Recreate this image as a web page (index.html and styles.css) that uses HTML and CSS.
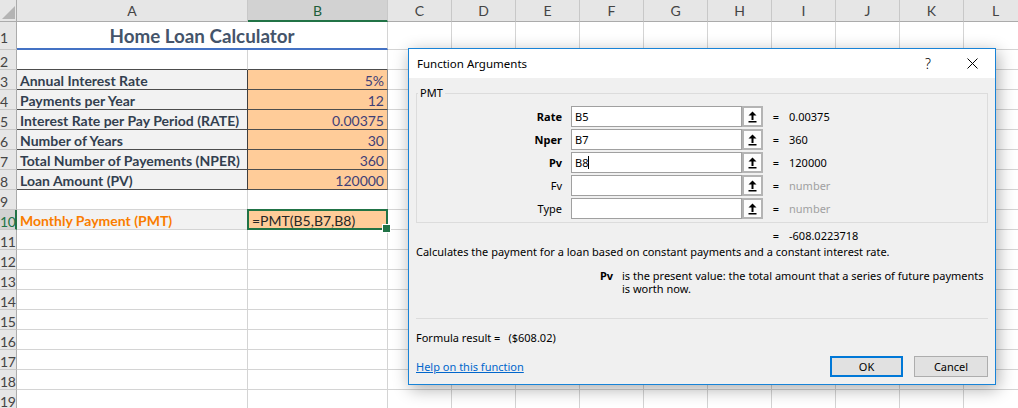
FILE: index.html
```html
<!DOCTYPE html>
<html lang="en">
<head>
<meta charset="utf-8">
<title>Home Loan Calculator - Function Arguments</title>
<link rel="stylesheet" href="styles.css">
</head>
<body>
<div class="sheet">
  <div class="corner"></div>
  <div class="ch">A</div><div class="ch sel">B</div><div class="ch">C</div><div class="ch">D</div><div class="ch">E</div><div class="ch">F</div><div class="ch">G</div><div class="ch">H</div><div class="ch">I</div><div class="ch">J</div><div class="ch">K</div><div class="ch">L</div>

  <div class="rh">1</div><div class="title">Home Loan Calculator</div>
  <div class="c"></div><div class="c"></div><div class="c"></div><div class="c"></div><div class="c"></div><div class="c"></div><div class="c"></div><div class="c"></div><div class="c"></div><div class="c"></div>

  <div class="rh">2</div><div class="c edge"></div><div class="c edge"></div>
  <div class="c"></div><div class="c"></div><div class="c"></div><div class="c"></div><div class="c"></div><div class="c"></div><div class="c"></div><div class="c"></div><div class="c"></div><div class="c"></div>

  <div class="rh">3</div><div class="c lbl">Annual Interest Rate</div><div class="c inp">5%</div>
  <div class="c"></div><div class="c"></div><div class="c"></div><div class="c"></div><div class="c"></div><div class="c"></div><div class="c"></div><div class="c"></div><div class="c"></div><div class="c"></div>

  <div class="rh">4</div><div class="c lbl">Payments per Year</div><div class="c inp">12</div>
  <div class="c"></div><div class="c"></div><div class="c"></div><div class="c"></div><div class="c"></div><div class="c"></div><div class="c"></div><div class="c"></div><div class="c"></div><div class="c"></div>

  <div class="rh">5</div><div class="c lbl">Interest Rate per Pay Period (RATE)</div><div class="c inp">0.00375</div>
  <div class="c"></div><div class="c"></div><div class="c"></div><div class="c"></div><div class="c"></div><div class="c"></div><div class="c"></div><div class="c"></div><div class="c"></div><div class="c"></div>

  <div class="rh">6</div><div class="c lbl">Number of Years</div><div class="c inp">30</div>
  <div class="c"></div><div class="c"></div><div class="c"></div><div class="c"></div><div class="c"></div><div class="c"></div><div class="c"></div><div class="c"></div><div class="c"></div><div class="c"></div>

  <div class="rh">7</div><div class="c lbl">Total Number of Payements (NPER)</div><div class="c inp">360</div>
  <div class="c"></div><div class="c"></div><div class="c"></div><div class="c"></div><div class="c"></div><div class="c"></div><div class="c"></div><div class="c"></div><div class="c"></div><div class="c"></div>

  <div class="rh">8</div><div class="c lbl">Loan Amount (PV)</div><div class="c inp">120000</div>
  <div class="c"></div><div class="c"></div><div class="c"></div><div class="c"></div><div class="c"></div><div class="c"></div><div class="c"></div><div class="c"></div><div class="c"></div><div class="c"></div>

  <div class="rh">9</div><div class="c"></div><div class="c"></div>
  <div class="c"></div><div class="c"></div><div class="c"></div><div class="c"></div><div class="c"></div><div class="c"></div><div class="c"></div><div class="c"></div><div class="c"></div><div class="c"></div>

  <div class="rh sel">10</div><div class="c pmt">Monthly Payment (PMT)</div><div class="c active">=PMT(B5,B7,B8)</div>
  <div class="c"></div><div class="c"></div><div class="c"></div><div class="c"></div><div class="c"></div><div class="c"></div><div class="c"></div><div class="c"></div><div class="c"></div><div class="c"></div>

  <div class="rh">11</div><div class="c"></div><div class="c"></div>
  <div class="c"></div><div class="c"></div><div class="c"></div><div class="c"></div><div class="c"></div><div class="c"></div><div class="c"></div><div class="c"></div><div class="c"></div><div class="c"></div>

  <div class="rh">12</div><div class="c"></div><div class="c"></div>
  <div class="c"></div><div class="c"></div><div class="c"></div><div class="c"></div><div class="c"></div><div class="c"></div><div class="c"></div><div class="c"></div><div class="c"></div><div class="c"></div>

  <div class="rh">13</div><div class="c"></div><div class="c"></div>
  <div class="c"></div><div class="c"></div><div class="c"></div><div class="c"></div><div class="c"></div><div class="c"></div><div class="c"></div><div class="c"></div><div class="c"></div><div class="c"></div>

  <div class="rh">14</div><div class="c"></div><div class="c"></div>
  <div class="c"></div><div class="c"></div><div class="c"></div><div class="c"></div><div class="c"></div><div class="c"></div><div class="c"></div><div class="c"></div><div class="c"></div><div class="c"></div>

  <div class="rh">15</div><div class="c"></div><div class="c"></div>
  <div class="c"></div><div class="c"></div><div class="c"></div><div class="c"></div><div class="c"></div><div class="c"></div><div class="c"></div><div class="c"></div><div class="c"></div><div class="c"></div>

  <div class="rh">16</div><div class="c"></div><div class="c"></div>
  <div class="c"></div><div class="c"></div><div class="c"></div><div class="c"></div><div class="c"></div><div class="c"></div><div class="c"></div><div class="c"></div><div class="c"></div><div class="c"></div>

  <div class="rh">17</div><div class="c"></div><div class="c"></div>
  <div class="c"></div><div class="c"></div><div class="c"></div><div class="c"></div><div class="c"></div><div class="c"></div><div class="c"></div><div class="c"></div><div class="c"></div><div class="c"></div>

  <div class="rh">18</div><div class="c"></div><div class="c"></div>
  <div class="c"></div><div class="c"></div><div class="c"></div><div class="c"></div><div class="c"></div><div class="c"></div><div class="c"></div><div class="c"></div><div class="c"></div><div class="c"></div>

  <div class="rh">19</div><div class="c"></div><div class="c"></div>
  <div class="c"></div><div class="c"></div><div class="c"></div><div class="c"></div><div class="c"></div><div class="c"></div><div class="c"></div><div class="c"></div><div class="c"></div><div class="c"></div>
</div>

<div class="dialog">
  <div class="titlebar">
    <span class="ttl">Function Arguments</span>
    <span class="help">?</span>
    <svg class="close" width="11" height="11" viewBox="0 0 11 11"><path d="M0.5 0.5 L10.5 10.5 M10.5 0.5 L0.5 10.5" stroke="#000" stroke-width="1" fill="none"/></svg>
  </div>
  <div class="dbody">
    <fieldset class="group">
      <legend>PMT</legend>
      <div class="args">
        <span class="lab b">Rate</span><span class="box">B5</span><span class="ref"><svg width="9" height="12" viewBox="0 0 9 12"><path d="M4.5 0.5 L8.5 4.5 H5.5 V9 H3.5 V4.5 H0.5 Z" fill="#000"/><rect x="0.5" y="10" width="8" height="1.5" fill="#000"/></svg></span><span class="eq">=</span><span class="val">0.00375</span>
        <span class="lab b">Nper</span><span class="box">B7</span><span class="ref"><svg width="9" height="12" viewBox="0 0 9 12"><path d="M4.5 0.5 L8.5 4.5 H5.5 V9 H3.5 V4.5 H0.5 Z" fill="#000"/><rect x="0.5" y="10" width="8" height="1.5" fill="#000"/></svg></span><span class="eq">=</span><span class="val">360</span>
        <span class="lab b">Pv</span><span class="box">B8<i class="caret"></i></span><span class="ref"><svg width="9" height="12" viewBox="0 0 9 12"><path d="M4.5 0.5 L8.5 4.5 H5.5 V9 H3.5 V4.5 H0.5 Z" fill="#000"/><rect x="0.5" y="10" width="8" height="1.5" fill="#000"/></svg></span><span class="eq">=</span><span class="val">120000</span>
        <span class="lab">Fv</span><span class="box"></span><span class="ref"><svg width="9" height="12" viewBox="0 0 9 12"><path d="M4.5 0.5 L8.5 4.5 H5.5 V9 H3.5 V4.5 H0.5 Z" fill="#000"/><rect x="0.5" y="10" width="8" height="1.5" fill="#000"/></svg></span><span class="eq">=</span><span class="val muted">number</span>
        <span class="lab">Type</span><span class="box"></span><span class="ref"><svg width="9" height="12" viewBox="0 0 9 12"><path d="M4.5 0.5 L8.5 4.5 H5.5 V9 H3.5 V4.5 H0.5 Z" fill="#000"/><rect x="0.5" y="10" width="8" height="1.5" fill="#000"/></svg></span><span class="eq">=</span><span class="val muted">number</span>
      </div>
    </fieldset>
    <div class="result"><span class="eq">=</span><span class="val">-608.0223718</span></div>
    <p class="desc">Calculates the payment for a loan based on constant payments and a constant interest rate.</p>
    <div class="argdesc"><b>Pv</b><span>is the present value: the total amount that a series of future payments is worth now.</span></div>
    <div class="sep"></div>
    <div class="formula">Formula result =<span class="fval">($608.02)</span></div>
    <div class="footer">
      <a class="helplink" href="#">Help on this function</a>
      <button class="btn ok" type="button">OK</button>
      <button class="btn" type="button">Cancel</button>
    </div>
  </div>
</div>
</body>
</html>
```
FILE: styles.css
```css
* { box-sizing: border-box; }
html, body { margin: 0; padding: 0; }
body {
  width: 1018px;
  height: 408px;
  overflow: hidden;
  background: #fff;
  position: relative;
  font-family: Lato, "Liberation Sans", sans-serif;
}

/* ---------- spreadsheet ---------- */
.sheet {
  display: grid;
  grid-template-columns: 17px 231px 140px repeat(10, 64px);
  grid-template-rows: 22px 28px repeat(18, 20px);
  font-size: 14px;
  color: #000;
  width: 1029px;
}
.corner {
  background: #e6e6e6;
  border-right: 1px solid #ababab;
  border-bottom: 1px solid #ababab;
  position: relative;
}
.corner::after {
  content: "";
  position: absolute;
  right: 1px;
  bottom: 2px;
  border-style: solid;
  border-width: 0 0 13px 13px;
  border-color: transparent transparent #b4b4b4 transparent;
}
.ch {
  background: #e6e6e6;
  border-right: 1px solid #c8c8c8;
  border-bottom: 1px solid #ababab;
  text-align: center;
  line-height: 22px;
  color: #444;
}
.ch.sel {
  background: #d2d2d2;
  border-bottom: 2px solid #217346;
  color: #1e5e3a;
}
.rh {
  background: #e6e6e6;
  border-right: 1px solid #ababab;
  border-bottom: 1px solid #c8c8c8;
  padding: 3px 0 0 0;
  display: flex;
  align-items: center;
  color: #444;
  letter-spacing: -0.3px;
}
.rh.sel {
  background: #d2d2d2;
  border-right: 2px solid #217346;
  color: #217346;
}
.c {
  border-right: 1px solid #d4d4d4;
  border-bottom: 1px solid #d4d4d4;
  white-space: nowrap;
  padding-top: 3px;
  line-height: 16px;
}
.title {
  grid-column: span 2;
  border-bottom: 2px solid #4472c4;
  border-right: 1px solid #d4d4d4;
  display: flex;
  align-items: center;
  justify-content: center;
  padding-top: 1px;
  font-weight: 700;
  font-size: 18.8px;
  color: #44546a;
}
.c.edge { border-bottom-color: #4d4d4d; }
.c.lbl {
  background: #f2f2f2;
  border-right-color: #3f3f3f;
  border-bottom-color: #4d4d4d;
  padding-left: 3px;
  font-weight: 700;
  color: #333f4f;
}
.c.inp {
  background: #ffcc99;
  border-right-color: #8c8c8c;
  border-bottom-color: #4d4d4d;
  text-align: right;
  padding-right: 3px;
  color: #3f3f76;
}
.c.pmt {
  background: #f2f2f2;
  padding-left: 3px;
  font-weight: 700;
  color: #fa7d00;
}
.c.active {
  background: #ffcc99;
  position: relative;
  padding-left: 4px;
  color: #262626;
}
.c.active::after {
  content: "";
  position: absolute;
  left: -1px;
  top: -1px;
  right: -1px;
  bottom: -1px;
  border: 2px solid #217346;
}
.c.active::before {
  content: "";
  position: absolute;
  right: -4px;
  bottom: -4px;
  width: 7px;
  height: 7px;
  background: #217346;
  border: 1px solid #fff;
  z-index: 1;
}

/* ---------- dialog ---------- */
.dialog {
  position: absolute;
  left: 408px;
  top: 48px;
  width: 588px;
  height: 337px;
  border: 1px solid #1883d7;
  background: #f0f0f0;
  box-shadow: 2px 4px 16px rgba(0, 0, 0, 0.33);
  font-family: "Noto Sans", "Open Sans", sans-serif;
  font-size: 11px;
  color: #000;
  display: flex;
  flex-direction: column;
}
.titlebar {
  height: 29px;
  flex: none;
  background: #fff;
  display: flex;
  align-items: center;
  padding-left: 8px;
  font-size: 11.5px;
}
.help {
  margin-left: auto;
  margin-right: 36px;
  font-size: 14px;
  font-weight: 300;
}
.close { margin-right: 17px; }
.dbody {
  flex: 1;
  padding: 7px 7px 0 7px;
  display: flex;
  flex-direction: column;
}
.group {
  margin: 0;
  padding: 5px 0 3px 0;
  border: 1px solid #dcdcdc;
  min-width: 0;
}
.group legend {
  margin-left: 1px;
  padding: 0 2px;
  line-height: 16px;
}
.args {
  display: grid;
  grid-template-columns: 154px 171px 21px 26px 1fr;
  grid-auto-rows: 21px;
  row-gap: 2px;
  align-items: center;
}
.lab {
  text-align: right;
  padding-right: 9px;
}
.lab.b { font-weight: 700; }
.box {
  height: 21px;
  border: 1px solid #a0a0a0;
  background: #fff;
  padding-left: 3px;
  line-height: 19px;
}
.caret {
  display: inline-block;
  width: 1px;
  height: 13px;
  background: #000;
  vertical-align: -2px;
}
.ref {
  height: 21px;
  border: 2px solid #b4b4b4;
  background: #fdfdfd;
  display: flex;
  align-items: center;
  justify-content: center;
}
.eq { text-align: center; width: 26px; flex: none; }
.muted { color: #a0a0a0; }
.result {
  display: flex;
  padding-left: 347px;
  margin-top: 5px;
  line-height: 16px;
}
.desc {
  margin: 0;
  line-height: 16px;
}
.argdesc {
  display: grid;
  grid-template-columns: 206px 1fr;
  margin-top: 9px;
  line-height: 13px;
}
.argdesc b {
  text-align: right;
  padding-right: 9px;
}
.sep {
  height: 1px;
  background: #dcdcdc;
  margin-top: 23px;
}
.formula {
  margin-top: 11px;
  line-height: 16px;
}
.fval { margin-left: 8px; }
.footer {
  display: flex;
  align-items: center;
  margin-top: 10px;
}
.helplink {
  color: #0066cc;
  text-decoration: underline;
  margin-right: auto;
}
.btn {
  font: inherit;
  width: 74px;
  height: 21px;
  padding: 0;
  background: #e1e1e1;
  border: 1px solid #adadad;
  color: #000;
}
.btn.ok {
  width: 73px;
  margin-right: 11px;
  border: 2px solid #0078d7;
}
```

== Problem requirements ==
Select and copy each line from the data that includes the word "index".

== Exercise result ==
Recreate this image as a web page (index.html and styles.css) that uses HTML and CSS.
FILE: index.html
  z-index: 1;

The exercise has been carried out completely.